Data provided:
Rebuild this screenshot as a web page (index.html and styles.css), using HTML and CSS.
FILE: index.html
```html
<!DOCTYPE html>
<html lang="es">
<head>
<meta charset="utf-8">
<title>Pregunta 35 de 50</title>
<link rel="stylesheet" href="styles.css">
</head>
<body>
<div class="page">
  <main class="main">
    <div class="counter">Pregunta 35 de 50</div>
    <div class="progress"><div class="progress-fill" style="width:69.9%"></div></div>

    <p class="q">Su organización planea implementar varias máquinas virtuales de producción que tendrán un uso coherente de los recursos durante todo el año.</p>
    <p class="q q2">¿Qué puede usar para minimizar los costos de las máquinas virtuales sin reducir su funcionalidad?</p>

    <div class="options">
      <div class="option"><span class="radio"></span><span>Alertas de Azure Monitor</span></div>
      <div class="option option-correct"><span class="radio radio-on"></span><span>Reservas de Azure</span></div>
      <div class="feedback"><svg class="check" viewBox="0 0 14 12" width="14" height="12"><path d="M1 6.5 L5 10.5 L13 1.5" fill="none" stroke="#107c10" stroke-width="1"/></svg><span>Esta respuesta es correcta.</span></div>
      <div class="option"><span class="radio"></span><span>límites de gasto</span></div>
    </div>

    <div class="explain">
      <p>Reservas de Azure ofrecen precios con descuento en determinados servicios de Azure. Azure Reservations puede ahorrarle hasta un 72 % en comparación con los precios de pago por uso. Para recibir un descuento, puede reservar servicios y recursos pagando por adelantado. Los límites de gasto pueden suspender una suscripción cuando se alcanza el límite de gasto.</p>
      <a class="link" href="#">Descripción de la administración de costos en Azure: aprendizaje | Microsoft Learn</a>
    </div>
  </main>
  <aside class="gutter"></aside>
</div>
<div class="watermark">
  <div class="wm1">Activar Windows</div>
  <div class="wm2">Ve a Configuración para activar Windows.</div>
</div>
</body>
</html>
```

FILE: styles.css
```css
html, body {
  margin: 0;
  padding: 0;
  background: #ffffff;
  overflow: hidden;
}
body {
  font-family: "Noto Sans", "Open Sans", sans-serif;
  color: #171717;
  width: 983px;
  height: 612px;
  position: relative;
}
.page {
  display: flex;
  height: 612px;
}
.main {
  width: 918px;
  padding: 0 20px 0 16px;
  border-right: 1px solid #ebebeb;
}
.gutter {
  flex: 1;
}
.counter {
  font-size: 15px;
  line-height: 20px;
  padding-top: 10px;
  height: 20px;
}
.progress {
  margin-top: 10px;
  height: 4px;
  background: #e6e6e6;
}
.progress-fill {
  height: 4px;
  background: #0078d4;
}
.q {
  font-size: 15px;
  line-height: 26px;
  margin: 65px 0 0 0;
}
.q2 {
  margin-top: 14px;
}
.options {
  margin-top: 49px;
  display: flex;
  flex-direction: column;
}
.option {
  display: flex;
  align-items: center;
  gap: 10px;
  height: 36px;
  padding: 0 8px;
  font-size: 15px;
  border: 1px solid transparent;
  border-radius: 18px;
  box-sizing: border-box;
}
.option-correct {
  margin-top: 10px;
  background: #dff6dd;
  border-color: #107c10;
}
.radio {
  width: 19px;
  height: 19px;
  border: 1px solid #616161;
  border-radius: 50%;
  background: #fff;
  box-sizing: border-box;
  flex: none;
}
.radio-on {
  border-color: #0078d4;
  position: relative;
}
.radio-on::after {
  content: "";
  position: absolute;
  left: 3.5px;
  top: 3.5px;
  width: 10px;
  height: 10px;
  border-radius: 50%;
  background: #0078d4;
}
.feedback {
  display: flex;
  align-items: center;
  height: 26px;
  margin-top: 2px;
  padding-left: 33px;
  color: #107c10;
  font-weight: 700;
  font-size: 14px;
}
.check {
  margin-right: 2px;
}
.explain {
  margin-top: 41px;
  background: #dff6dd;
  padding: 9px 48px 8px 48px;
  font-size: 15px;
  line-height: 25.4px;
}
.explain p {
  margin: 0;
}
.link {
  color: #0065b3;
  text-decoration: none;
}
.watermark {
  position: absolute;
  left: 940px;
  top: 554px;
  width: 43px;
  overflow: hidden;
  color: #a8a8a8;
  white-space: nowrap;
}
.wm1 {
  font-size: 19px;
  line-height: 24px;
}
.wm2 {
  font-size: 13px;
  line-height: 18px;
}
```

Stated problem: Print all of the data exactly as it was given.

Reply to the task:
Rebuild this screenshot as a web page (index.html and styles.css), using HTML and CSS.
FILE: index.html
```html
<!DOCTYPE html>
<html lang="es">
<head>
<meta charset="utf-8">
<title>Pregunta 35 de 50</title>
<link rel="stylesheet" href="styles.css">
</head>
<body>
<div class="page">
  <main class="main">
    <div class="counter">Pregunta 35 de 50</div>
    <div class="progress"><div class="progress-fill" style="width:69.9%"></div></div>

    <p class="q">Su organización planea implementar varias máquinas virtuales de producción que tendrán un uso coherente de los recursos durante todo el año.</p>
    <p class="q q2">¿Qué puede usar para minimizar los costos de las máquinas virtuales sin reducir su funcionalidad?</p>

    <div class="options">
      <div class="option"><span class="radio"></span><span>Alertas de Azure Monitor</span></div>
      <div class="option option-correct"><span class="radio radio-on"></span><span>Reservas de Azure</span></div>
      <div class="feedback"><svg class="check" viewBox="0 0 14 12" width="14" height="12"><path d="M1 6.5 L5 10.5 L13 1.5" fill="none" stroke="#107c10" stroke-width="1"/></svg><span>Esta respuesta es correcta.</span></div>
      <div class="option"><span class="radio"></span><span>límites de gasto</span></div>
    </div>

    <div class="explain">
      <p>Reservas de Azure ofrecen precios con descuento en determinados servicios de Azure. Azure Reservations puede ahorrarle hasta un 72 % en comparación con los precios de pago por uso. Para recibir un descuento, puede reservar servicios y recursos pagando por adelantado. Los límites de gasto pueden suspender una suscripción cuando se alcanza el límite de gasto.</p>
      <a class="link" href="#">Descripción de la administración de costos en Azure: aprendizaje | Microsoft Learn</a>
    </div>
  </main>
  <aside class="gutter"></aside>
</div>
<div class="watermark">
  <div class="wm1">Activar Windows</div>
  <div class="wm2">Ve a Configuración para activar Windows.</div>
</div>
</body>
</html>
```

FILE: styles.css
```css
html, body {
  margin: 0;
  padding: 0;
  background: #ffffff;
  overflow: hidden;
}
body {
  font-family: "Noto Sans", "Open Sans", sans-serif;
  color: #171717;
  width: 983px;
  height: 612px;
  position: relative;
}
.page {
  display: flex;
  height: 612px;
}
.main {
  width: 918px;
  padding: 0 20px 0 16px;
  border-right: 1px solid #ebebeb;
}
.gutter {
  flex: 1;
}
.counter {
  font-size: 15px;
  line-height: 20px;
  padding-top: 10px;
  height: 20px;
}
.progress {
  margin-top: 10px;
  height: 4px;
  background: #e6e6e6;
}
.progress-fill {
  height: 4px;
  background: #0078d4;
}
.q {
  font-size: 15px;
  line-height: 26px;
  margin: 65px 0 0 0;
}
.q2 {
  margin-top: 14px;
}
.options {
  margin-top: 49px;
  display: flex;
  flex-direction: column;
}
.option {
  display: flex;
  align-items: center;
  gap: 10px;
  height: 36px;
  padding: 0 8px;
  font-size: 15px;
  border: 1px solid transparent;
  border-radius: 18px;
  box-sizing: border-box;
}
.option-correct {
  margin-top: 10px;
  background: #dff6dd;
  border-color: #107c10;
}
.radio {
  width: 19px;
  height: 19px;
  border: 1px solid #616161;
  border-radius: 50%;
  background: #fff;
  box-sizing: border-box;
  flex: none;
}
.radio-on {
  border-color: #0078d4;
  position: relative;
}
.radio-on::after {
  content: "";
  position: absolute;
  left: 3.5px;
  top: 3.5px;
  width: 10px;
  height: 10px;
  border-radius: 50%;
  background: #0078d4;
}
.feedback {
  display: flex;
  align-items: center;
  height: 26px;
  margin-top: 2px;
  padding-left: 33px;
  color: #107c10;
  font-weight: 700;
  font-size: 14px;
}
.check {
  margin-right: 2px;
}
.explain {
  margin-top: 41px;
  background: #dff6dd;
  padding: 9px 48px 8px 48px;
  font-size: 15px;
  line-height: 25.4px;
}
.explain p {
  margin: 0;
}
.link {
  color: #0065b3;
  text-decoration: none;
}
.watermark {
  position: absolute;
  left: 940px;
  top: 554px;
  width: 43px;
  overflow: hidden;
  color: #a8a8a8;
  white-space: nowrap;
}
.wm1 {
  font-size: 19px;
  line-height: 24px;
}
.wm2 {
  font-size: 13px;
  line-height: 18px;
}
```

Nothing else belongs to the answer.